JOHANNESBURG (Reuters) - Africa will look back on the World Cup with mixed feelings, still unable to make a breakthrough on the pitch but achieving a major image boost off it.
Its hosting of a major sporting event for the first time has proven a triumph for a continent usually capturing headlines for conflicts and upheavals.
The organisation of the event in South Africa has been declared a success, overcoming widespread fears and scepticism.
But that will not be the image left behind by a record six African sides that competed at the month-long event, only one of which managed to progress past the first round.
It keeps up a consistently disappointing return from a continent that Pele once predicted would produce a world champion by the turn of the last century.
Ten years on and there is nothing to suggest that prophecy is even close to being realised, even though Ghana came within the width of the crossbar of setting a new benchmark.
The Black Stars became only the third African side to reach the quarter-final and had Asamoah Gyan not squandered a last minute penalty in extra time against Uruguay, would have been the first from the continent into the final four.
But snatching defeat from the jaws of victory seemed almost inevitable given Africa’s continuing inability to deliver on its potential.

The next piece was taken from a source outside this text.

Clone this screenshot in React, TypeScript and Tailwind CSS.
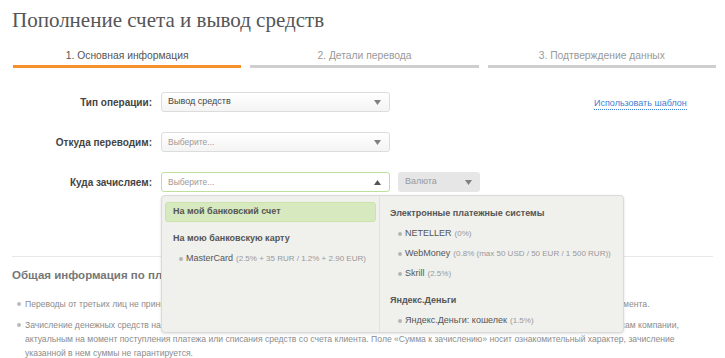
import { Fragment } from "react";

const ARROW_DOWN = (
  <svg width="7" height="5" viewBox="0 0 7 5" className="shrink-0">
    <path d="M0 0 L7 0 L3.5 5 Z" fill="#808080" />
  </svg>
);

const ARROW_UP = (
  <svg width="7" height="5" viewBox="0 0 7 5" className="shrink-0">
    <path d="M0 5 L7 5 L3.5 0 Z" fill="#555555" />
  </svg>
);

interface Item {
  name: string;
  fee: string;
}

const CARDS: Item[] = [{ name: "MasterCard", fee: "(2.5% + 35 RUR / 1.2% + 2.90 EUR)" }];

const EPS: Item[] = [
  { name: "NETELLER", fee: "(0%)" },
  { name: "WebMoney", fee: "(0.8% (max 50 USD / 50 EUR / 1 500 RUR))" },
  { name: "Skrill", fee: "(2.5%)" },
];

const YANDEX: Item[] = [{ name: "Яндекс.Деньги: кошелек", fee: "(1.5%)" }];

function Row({ label, children }: { label: string; children: React.ReactNode }) {
  return (
    <div className="flex items-center h-5">
      <div className="w-[153px] text-right text-[10px] font-bold text-[#444] pr-[1px]">{label}</div>
      <div className="ml-2 flex items-center">{children}</div>
    </div>
  );
}

function Option({ item }: { item: Item }) {
  return (
    <div className="flex items-center h-5 text-[9px] whitespace-nowrap">
      <span className="w-[4px] h-[4px] rounded-full bg-[#b5b5b5] mr-[3px]" />
      <span className="text-[#555]">{item.name}</span>
      <span className="ml-[3px] text-[8px] text-[#999]">{item.fee}</span>
    </div>
  );
}

export default function App() {
  const tabs = ["1. Основная информация", "2. Детали перевода", "3. Подтверждение данных"];

  return (
    <div className="w-[725px] h-[358px] overflow-hidden bg-white font-['Liberation_Sans',Arial,sans-serif] relative">
      {/* Заголовок */}
      <h1 className="pt-[8px] pl-3 text-[21px] leading-[24px] text-[#555] font-['Liberation_Serif',serif]">
        Пополнение счета и вывод средств
      </h1>

      {/* Шаги */}
      <div className="flex gap-[9px] pl-[13px] pr-[9px] mt-[17px]">
        {tabs.map((t, i) => (
          <div
            key={t}
            className={`flex-1 text-center text-[10.3px] leading-[14px] pb-[2px] border-b-[3px] ${
              i === 0 ? "border-[#f5922f] text-[#555]" : "border-[#cfcfcf] text-[#999]"
            }`}
          >
            {t}
          </div>
        ))}
      </div>

      {/* Форма */}
      <div className="mt-[24px] relative">
        <div className="flex flex-col gap-5">
          <div className="flex items-center">
            <Row label="Тип операции:">
              <div className="w-[229px] h-5 rounded-[3px] border border-[#dcdcdc] bg-gradient-to-b from-white to-[#f4f4f4] flex items-center justify-between pl-[6px] pr-[8px] text-[9px] text-[#444]">
                Вывод средств
                {ARROW_DOWN}
              </div>
            </Row>
            <a className="ml-[204px] mt-[3px] text-[9px] text-[#3b7fd4] border-b border-dotted border-[#3b7fd4] leading-[11px]">
              Использовать шаблон
            </a>
          </div>
          <Row label="Откуда переводим:">
            <div className="w-[229px] h-5 rounded-[3px] border border-[#dcdcdc] bg-gradient-to-b from-white to-[#f4f4f4] flex items-center justify-between pl-[6px] pr-[8px] text-[8.5px] text-[#999]">
              Выберите...
              {ARROW_DOWN}
            </div>
          </Row>
          <Row label="Куда зачисляем:">
            <div className="w-[229px] h-5 rounded-[3px] border border-[#bfe09a] bg-white flex items-center justify-between pl-[6px] pr-[8px] text-[8.5px] text-[#999]">
              Выберите...
              {ARROW_UP}
            </div>
            <div className="ml-2 w-[82px] h-5 rounded-[3px] bg-[#e6e6e6] flex items-center justify-between pl-[7px] pr-[8px] text-[9px] text-[#999]">
              Валюта
              {ARROW_DOWN}
            </div>
          </Row>
        </div>

        {/* Выпадающий список */}
        <div className="absolute left-[161px] top-[103px] w-[463px] h-[138px] z-10 flex rounded-[4px] border border-[#dadada] bg-[#f0f0ed] shadow-[0_1px_3px_rgba(0,0,0,0.12)]">
          <div className="w-[218px] border-r border-[#e2e2df] pt-[6px] pl-[3px] pr-[3px]">
            <div className="h-5 rounded-[3px] bg-[#d6e9bf] border border-[#cbe2ad] flex items-center pl-[7px] text-[9px] font-bold text-[#555]">
              На мой банковский счет
            </div>
            <div className="pl-[8px] mt-[7px] text-[9px] font-bold text-[#555] h-5 flex items-center">
              На мою банковскую карту
            </div>
            <div className="pl-[14px]">
              {CARDS.map((c) => (
                <Option key={c.name} item={c} />
              ))}
            </div>
          </div>
          <div className="flex-1 pt-[8px] pl-[10px]">
            {[
              { title: "Электронные платежные системы", items: EPS },
              { title: "Яндекс.Деньги", items: YANDEX },
            ].map((g, gi) => (
              <Fragment key={g.title}>
                <div className={`h-5 flex items-center text-[9px] font-bold text-[#555] ${gi ? "mt-[7px]" : ""}`}>
                  {g.title}
                </div>
                <div className="pl-[8px]">
                  {g.items.map((it) => (
                    <Option key={it.name} item={it} />
                  ))}
                </div>
              </Fragment>
            ))}
          </div>
        </div>
      </div>

      {/* Общая информация */}
      <div className="mx-3 mt-[64px] border-t border-[#e8e8e8] pt-[9px]">
        <h2 className="text-[11.5px] font-bold text-[#777] leading-[18px]">Общая информация по платежам</h2>
        <ul className="mt-[13px] text-[8.6px] leading-[14px] text-[#8c8c8c] flex flex-col gap-[7px]">
          <li className="flex">
            <span className="w-[4px] h-[4px] mt-[5px] rounded-full bg-[#bbb] ml-[5px] mr-[4px] shrink-0" />
            <span className="whitespace-nowrap">
              Переводы от третьих лиц не принимаются. Суммы, пришедшие от третьих лиц, возвращаются отправителю за вычетом комиссии платежного инструмента.
            </span>
          </li>
          <li className="flex">
            <span className="w-[4px] h-[4px] mt-[5px] rounded-full bg-[#bbb] ml-[5px] mr-[4px] shrink-0" />
            <span className="whitespace-nowrap">
              Зачисление денежных средств на личный торговый счет клиента производится лишь в валюте торгового счета по внутренним конвертационным курсам компании,
              <br />
              актуальным на момент поступления платежа или списания средств со счета клиента. Поле «Сумма к зачислению» носит ознакомительный характер, зачисление
              <br />
              указанной в нем суммы не гарантируется.
            </span>
          </li>
        </ul>
      </div>
    </div>
  );
}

Since the 1998 World Cup, when the continent had its representation increased to five, African sides have won just 14 of 69 matches at the finals.
In South Africa, there were four wins in 18 games, a distinctly poor percentage return. Ghana won two matches en route to the last eight, over Serbia in their group and in extra time against the United States in the second round.

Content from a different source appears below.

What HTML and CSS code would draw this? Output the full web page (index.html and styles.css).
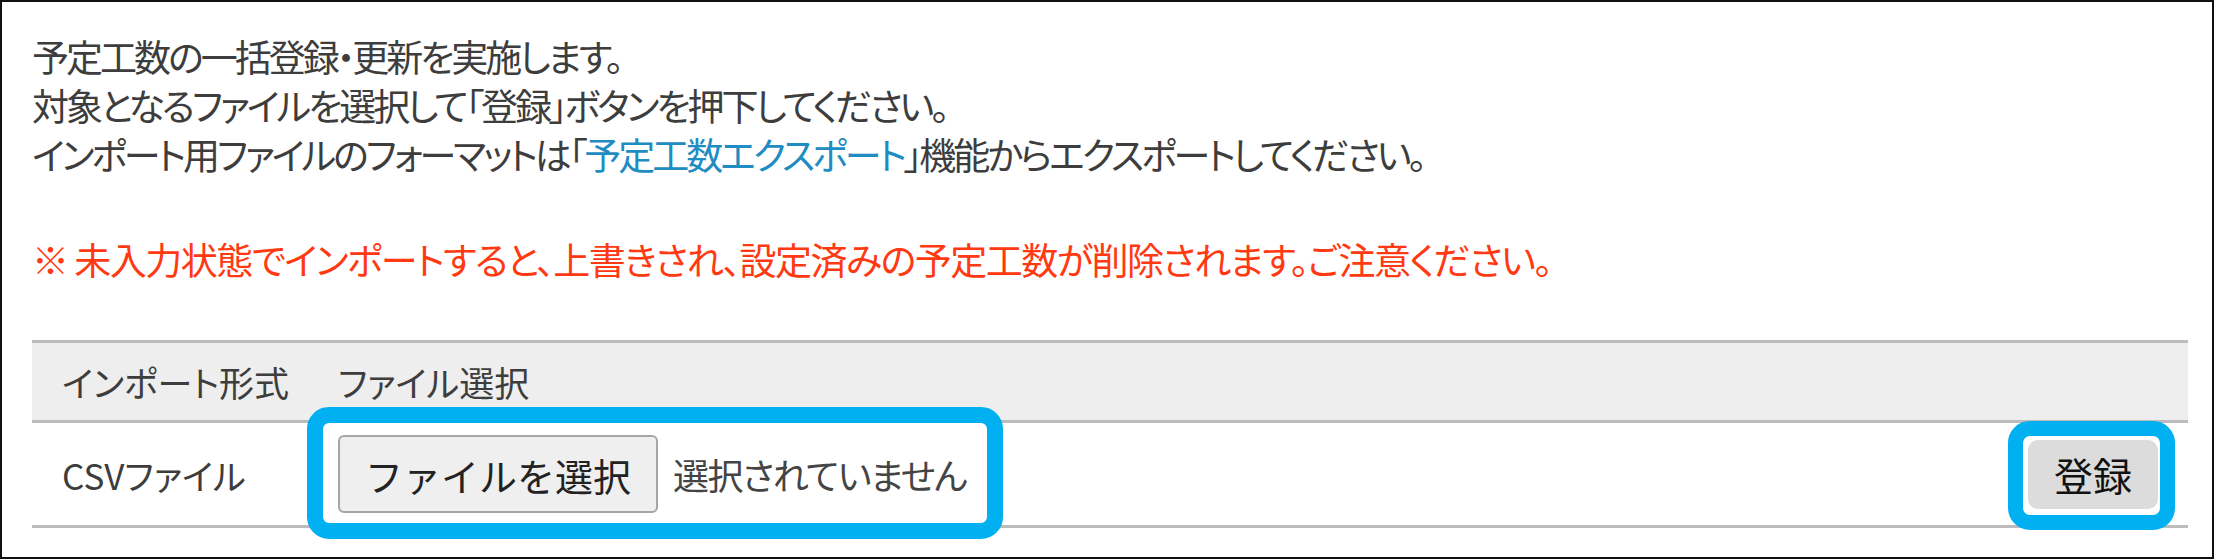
FILE: index.html
```html
<!DOCTYPE html>
<html lang="ja">
<head>
    <meta charset="UTF-8">
    <meta name="viewport" content="width=device-width, initial-scale=1.0">
    <title>予定工数インポート</title>
    <link rel="stylesheet" href="styles.css">
</head>
<body>
    <div class="page">
        <div class="intro">
            <p>予定工数の一括登録・更新を実施します。</p>
            <p>対象となるファイルを選択して「登録」ボタンを押下してください。</p>
            <p>インポート用ファイルのフォーマットは「<a href="#" class="link">予定工数エクスポート</a>」機能からエクスポートしてください。</p>
            <p class="warning">※ 未入力状態でインポートすると、上書きされ、設定済みの予定工数が削除されます。ご注意ください。</p>
        </div>

        <table class="import-table">
            <thead>
                <tr>
                    <th class="col-type">インポート形式</th>
                    <th>ファイル選択</th>
                    <th></th>
                </tr>
            </thead>
            <tbody>
                <tr>
                    <td class="col-type">CSVファイル</td>
                    <td>
                        <span class="file-field mark">
                            <button type="button" class="file-btn">ファイルを選択</button>
                            <span class="file-name">選択されていません</span>
                        </span>
                    </td>
                    <td class="col-action">
                        <span class="submit-wrap mark">
                            <button type="button" class="submit-btn">登録</button>
                        </span>
                    </td>
                </tr>
            </tbody>
        </table>
    </div>
</body>
</html>
```

FILE: styles.css
```css
body {
    margin: 0;
    background-color: #fff;
    font-family: "Noto Sans CJK JP", sans-serif;
    color: #3d3d3d;
}

.page {
    box-sizing: border-box;
    width: 2214px;
    height: 559px;
    border: 2px solid #111;
    padding: 30px 24px 0 30px;
}

.intro p {
    margin: 0;
    font-size: 37px;
    line-height: 49px;
    letter-spacing: -3px;
    font-feature-settings: "palt";
    white-space: nowrap;
}

.link {
    color: #1f8cc2;
    text-decoration: none;
}

.intro .warning {
    margin-top: 56px;
    letter-spacing: -1.5px;
    color: #ff3a12;
}

.import-table {
    width: 100%;
    margin-top: 56px;
    border-collapse: collapse;
    font-size: 35px;
    font-feature-settings: "palt";
}

.import-table th {
    height: 77px;
    padding: 0 0 0 30px;
    background-color: #eeeeee;
    border-top: 3px solid #bcbcbc;
    border-bottom: 3px solid #bcbcbc;
    font-weight: normal;
    text-align: left;
}

.import-table td {
    height: 102px;
    padding: 0 0 0 30px;
    border-bottom: 3px solid #bcbcbc;
    vertical-align: middle;
}

.import-table .col-type {
    width: 246px;
}

.import-table .col-action {
    text-align: right;
    padding-right: 30px;
}

.mark {
    position: relative;
}

/* blue highlight rings */
.mark::after {
    content: "";
    position: absolute;
    border: 16px solid #00b0f0;
    border-radius: 22px;
    pointer-events: none;
}

.file-field {
    display: inline-flex;
    align-items: center;
    gap: 15px;
    vertical-align: middle;
}

.file-field::after {
    inset: -28px -37px -26px -31px;
}

.file-btn {
    box-sizing: border-box;
    height: 78px;
    padding: 0 25px;
    background-color: #efefef;
    border: 2px solid #a6a6a6;
    border-radius: 6px;
    font-family: "Noto Sans CJK JP", sans-serif;
    font-size: 38px;
    color: #222;
}

.file-name {
    font-size: 36px;
    letter-spacing: -1.5px;
    color: #444;
}

.submit-wrap {
    display: inline-block;
    vertical-align: middle;
}

.submit-wrap::after {
    inset: -19px -17px -21px -20px;
    border-width: 15px;
}

.submit-btn {
    display: block;
    box-sizing: border-box;
    width: 130px;
    height: 69px;
    padding: 0;
    background-color: #dcdcdc;
    border: none;
    border-radius: 10px;
    font-family: "Noto Sans CJK JP", sans-serif;
    font-size: 39px;
    color: #111;
}
```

The other two were won by hosts South Africa, who beat a demoralised France in their last group game and the Ivory Coast, whose win over North Korea came with them already effectively eliminated.
Algeria, Cameroon and Nigeria all went home without a win, the latter’s performance leading to a government decision to impose a two-year ban on the side competing internationally, later rescinded.
Not much was expected of Algeria but Cameroon had high hopes, fuelled by a successful qualifying campaign.
Division in their camp led to key players being left out for the vital opening group game against Japan, and a surprise defeat was followed by two more losses.
Nigeria had fired their coach six months before the World Cup, leaving replacement Lars Lagerback three weeks to prepare. The resulting failure came as no surprise.
The Ivorians also appointed Sven-Goran Eriksson on the eve of the tournament but their hopes were already slim given a tough draw and then injury to Didier Drogba, who bravely played 15 days after breaking his forearm but did not make much impact.
Hosts South Africa flattered briefly but then got hammered by Uruguay in their second game, condemning them to becoming the first hosts to fail to get past the first round.
It left Ghana carrying the continent’s hopes into the knockout stage, where they overcame the gritty Americans with an extra time goal.
The controversial way in which they were denied a quarter-final win by Uruguay, where Luis Suarez handled on the line to deny Ghana a last-gasp winner, will rankle for some time but it does not detract from the fact it was yet another unfulfilled mission for African soccer.